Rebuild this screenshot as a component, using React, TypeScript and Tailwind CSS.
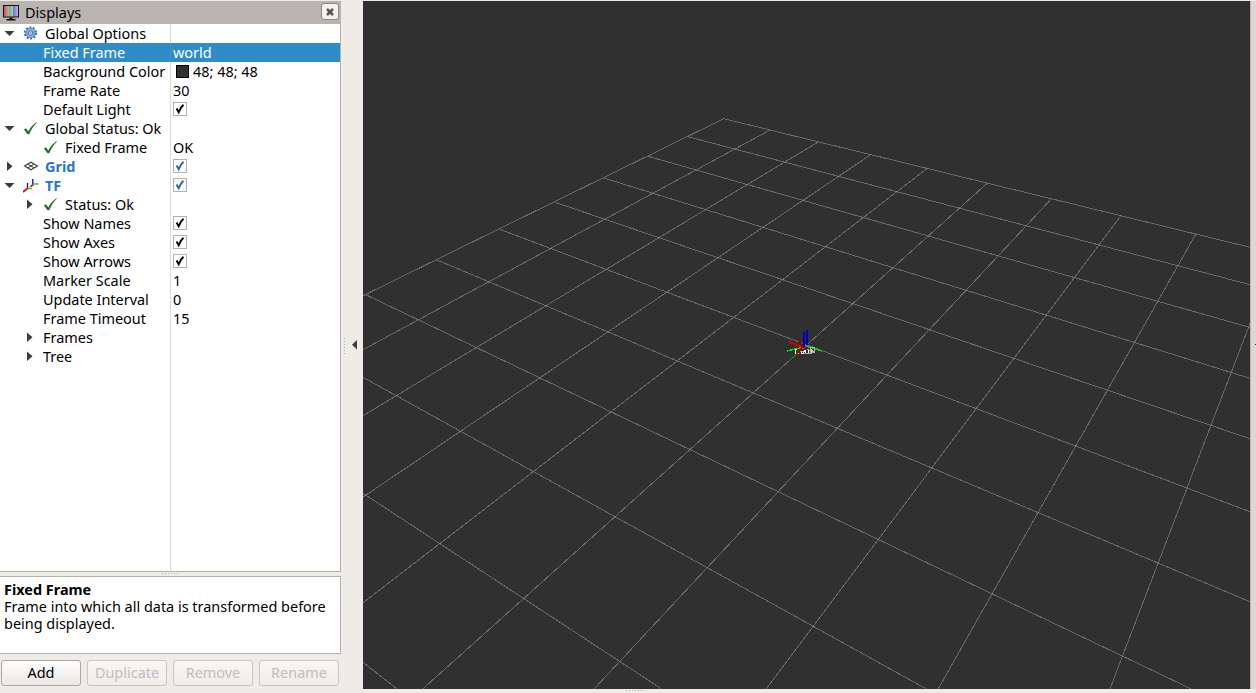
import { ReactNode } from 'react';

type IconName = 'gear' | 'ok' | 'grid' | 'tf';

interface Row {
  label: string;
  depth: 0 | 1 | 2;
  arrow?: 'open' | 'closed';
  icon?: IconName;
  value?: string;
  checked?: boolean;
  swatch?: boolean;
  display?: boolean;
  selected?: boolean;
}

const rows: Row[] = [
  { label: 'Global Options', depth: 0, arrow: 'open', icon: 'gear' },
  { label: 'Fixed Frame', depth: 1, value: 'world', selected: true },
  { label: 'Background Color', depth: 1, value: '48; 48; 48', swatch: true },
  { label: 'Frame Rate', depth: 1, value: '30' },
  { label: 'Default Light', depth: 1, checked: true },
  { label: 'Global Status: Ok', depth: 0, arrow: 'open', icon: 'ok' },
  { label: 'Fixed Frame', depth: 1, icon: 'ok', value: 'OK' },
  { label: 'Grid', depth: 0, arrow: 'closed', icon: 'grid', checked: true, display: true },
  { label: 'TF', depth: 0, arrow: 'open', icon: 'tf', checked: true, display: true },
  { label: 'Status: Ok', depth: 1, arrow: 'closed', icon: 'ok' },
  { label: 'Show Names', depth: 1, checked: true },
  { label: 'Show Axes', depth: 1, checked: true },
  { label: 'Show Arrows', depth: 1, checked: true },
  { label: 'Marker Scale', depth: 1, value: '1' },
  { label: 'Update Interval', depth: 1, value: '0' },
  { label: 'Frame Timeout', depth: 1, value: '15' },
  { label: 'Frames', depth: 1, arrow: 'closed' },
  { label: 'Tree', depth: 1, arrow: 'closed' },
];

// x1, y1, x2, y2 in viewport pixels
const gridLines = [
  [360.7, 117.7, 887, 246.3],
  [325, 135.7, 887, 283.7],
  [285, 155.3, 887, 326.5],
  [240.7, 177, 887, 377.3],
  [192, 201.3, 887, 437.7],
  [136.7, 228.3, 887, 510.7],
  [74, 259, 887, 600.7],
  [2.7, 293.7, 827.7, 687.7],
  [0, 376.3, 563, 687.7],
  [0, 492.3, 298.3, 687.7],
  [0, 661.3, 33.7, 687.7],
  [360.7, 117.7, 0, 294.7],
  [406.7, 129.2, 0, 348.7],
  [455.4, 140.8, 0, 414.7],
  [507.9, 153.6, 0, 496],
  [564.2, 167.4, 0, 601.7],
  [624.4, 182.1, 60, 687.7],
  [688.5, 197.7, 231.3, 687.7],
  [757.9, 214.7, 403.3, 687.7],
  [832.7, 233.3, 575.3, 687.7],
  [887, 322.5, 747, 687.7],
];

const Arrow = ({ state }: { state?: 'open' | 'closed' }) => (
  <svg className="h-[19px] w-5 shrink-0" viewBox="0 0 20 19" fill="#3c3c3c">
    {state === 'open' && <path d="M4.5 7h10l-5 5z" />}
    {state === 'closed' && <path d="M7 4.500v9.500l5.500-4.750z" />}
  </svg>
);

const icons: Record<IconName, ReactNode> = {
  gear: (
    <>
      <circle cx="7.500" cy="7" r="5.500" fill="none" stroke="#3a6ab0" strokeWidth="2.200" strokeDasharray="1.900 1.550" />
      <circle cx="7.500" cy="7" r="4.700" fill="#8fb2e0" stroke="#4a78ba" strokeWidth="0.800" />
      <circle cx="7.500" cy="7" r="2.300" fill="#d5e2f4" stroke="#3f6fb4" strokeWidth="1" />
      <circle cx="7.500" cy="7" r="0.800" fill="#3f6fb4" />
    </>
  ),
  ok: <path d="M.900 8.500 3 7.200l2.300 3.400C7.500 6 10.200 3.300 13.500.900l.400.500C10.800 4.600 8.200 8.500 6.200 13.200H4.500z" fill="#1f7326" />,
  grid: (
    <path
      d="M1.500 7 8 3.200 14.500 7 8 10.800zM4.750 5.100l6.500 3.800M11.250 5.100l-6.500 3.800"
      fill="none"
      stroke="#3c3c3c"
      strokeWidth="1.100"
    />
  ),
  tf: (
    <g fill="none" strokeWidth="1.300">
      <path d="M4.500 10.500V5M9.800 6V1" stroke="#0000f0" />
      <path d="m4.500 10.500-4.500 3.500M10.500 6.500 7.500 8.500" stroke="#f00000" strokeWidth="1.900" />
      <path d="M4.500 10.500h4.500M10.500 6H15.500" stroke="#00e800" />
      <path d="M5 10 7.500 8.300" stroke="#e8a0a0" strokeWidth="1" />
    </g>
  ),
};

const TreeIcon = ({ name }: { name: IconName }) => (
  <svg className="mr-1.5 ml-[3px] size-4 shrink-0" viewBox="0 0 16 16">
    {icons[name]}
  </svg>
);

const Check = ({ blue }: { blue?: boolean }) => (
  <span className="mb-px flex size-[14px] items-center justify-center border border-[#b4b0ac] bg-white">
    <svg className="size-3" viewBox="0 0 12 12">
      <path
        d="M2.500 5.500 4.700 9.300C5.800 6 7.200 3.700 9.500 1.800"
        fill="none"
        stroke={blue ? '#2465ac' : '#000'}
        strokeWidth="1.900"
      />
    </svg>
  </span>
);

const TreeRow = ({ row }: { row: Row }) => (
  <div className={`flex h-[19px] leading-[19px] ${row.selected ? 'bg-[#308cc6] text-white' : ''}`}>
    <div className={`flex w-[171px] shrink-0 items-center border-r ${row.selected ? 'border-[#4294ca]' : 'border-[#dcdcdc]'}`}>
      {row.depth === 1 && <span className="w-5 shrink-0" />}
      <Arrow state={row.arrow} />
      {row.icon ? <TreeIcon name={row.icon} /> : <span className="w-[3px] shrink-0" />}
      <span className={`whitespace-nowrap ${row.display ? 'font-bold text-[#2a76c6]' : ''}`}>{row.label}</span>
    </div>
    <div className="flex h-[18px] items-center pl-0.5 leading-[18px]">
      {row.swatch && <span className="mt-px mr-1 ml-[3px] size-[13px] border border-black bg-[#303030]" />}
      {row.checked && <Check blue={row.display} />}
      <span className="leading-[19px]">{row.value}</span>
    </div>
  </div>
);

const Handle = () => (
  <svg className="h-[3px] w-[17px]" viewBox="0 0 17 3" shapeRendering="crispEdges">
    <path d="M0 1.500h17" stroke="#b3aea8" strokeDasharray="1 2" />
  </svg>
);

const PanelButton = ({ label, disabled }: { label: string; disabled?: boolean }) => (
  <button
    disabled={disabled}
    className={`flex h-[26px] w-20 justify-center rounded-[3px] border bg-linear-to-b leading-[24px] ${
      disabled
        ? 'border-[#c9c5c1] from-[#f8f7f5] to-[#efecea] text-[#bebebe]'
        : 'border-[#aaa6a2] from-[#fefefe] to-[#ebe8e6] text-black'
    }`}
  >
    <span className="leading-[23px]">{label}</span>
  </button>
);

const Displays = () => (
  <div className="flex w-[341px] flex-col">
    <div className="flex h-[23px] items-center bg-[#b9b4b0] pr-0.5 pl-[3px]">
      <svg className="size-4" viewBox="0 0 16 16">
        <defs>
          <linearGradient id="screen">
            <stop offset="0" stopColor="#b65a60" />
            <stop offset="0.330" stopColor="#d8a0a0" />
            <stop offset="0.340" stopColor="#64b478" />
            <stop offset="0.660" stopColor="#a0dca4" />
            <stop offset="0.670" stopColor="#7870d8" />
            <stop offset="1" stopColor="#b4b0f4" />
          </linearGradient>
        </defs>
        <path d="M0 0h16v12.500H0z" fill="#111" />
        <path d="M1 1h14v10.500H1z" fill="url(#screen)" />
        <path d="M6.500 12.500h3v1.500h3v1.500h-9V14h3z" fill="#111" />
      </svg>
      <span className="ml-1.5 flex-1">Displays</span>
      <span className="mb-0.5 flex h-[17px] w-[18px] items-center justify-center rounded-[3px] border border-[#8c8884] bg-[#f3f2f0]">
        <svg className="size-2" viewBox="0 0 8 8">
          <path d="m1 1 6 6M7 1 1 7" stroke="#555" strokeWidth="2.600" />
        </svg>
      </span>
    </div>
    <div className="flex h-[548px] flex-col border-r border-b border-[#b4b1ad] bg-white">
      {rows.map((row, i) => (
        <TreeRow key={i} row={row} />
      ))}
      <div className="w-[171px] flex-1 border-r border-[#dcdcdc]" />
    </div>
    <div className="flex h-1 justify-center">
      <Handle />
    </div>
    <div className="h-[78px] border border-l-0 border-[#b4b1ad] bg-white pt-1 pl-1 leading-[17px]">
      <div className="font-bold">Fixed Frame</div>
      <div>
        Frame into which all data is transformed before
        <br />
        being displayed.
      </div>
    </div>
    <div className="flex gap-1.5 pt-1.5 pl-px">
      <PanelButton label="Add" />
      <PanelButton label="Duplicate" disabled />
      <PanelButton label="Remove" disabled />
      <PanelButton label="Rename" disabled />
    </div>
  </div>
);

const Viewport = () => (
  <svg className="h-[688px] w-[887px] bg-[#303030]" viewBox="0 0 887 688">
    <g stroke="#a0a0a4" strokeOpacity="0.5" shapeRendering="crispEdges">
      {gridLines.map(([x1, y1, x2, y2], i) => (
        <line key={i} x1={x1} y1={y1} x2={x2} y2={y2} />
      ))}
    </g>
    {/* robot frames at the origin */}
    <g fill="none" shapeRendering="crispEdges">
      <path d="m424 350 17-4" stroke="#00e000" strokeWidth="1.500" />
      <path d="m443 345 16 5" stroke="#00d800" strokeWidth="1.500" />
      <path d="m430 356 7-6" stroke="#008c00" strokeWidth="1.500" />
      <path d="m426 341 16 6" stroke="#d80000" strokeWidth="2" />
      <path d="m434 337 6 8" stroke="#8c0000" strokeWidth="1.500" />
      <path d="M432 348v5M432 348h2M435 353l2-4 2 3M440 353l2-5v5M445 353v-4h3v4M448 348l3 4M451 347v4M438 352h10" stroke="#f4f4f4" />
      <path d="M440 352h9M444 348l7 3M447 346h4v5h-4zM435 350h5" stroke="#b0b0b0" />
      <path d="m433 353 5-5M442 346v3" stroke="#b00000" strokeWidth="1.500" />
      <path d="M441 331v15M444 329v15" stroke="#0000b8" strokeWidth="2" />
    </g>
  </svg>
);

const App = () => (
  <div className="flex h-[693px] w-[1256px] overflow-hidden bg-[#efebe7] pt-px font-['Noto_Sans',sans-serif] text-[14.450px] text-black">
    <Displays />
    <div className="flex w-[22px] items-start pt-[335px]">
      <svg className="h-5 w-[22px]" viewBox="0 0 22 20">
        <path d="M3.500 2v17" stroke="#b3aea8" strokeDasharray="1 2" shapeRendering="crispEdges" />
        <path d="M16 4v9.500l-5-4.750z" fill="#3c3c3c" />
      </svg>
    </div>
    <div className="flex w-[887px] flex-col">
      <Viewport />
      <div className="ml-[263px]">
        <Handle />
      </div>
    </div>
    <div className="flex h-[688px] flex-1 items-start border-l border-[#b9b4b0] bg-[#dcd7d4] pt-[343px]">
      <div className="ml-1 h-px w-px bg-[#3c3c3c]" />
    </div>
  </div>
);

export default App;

☆ ☆ ☆ ☆ ☆ ☆ ☆

— Given problem —
Restate exactly, please, only the lines between the start of the data and the line containing "type IconName = 'gear'", both ends included, skipping the pictures.

— Problem solution —
Rebuild this screenshot as a component, using React, TypeScript and Tailwind CSS.
import { ReactNode } from 'react';

type IconName = 'gear' | 'ok' | 'grid' | 'tf';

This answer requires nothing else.